Amour et unité : Telles sont les deux dimensions de la mission confiée à Pierre par Jésus.
Nous le voyons dans l'Évangile d'aujourd'hui, qui nous conduit à la mer de Galilée, où Jésus a commencé la mission qu'il a reçue du Père : être « pêcheur » de l'humanité pour la tirer des eaux du mal et de la mort. En marchant sur le rivage, il avait appelé Pierre et les autres premiers disciples à être, comme lui, des « pêcheurs d'hommes ». Maintenant, après la résurrection, c'est à eux de poursuivre cette mission, de jeter leurs filets encore et encore, de porter l'espérance de l'Évangile dans les « eaux » du monde, de naviguer sur les mers de la vie pour que tous puissent faire l'expérience de l'étreinte de Dieu.
Comment Pierre peut-il accomplir cette tâche ? L'Évangile nous dit que cela n'est possible que parce que sa propre vie a été touchée par l'amour infini et inconditionnel de Dieu, même à l'heure de son échec et de son reniement. C'est pourquoi, lorsque Jésus s'adresse à Pierre, l'Évangile utilise le verbe grec « agapáo », qui fait référence à l'amour que Dieu a pour nous, à l'offrande de lui-même sans réserve et sans calcul. Alors que le verbe utilisé dans la réponse de Pierre décrit l'amour d'amitié que nous avons les uns pour les autres.

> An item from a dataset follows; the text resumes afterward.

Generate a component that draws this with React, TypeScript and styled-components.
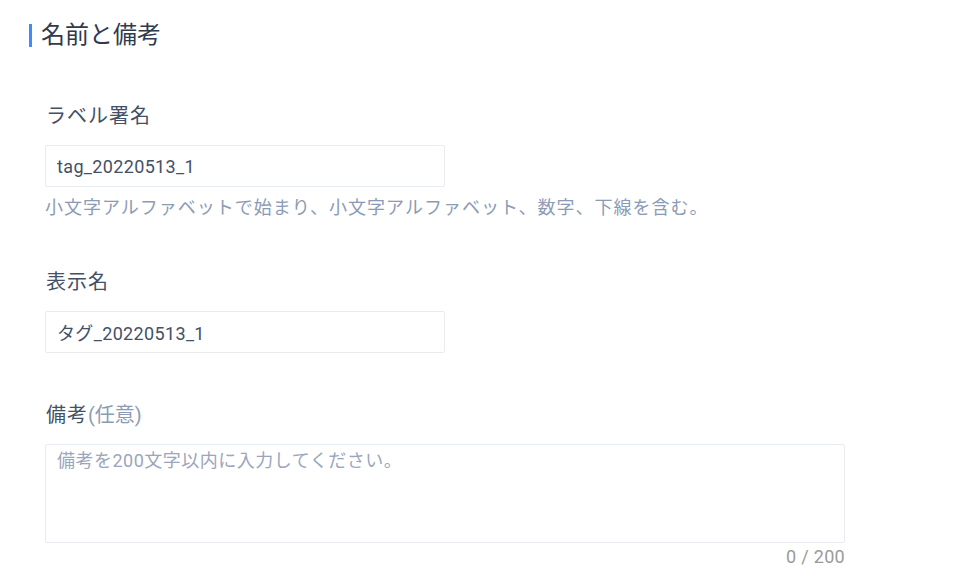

Par conséquent, lorsque Jésus demande à Pierre : « Simon, fils de Jean, m'aimes-tu plus que ceux-ci ? » (Jn 21,16), il se réfère à l'amour du Père. C'est comme si Jésus lui disait : « C'est seulement si tu as connu et expérimenté cet amour de Dieu, qui ne manque jamais, que tu pourras paître mes agneaux. Ce n'est que dans l'amour de Dieu le Père que tu pourras aimer tes frères avec ce même 'plus', c'est-à-dire en offrant ta vie pour tes frères ».
Pierre se voit donc confier la tâche d'« aimer davantage » et de donner sa vie pour le troupeau. Le ministère de Pierre se distingue précisément par cet amour qui se sacrifie, parce que l'Église de Rome préside dans la charité et que sa véritable autorité est la charité du Christ. Il ne s'agit jamais de s'emparer des autres par la force, par la propagande religieuse ou par le pouvoir. Au contraire, il s'agit toujours et uniquement d'aimer comme Jésus l'a fait.
L'apôtre Pierre lui-même nous dit que Jésus « est la pierre rejetée par vous, les bâtisseurs, et devenue la pierre angulaire » (Ac 4,11). En outre, si le rocher est le Christ, Pierre doit paître le troupeau sans jamais céder à la tentation d'être un autocrate, dominant ceux qui lui sont confiés (cf. 1 P 5, 3). Au contraire, il est appelé à servir la foi de ses frères et sœurs et à marcher à leurs côtés, car nous sommes tous des « pierres vivantes » (1 P 2,5), appelés par notre baptême à construire la maison de Dieu dans la communion fraternelle, dans l'harmonie de l'Esprit, dans la coexistence des diversités. Selon les mots de saint Augustin : « L'Église est composée de tous ceux qui sont en harmonie avec leurs frères et qui aiment leur prochain » (Serm. 359,9).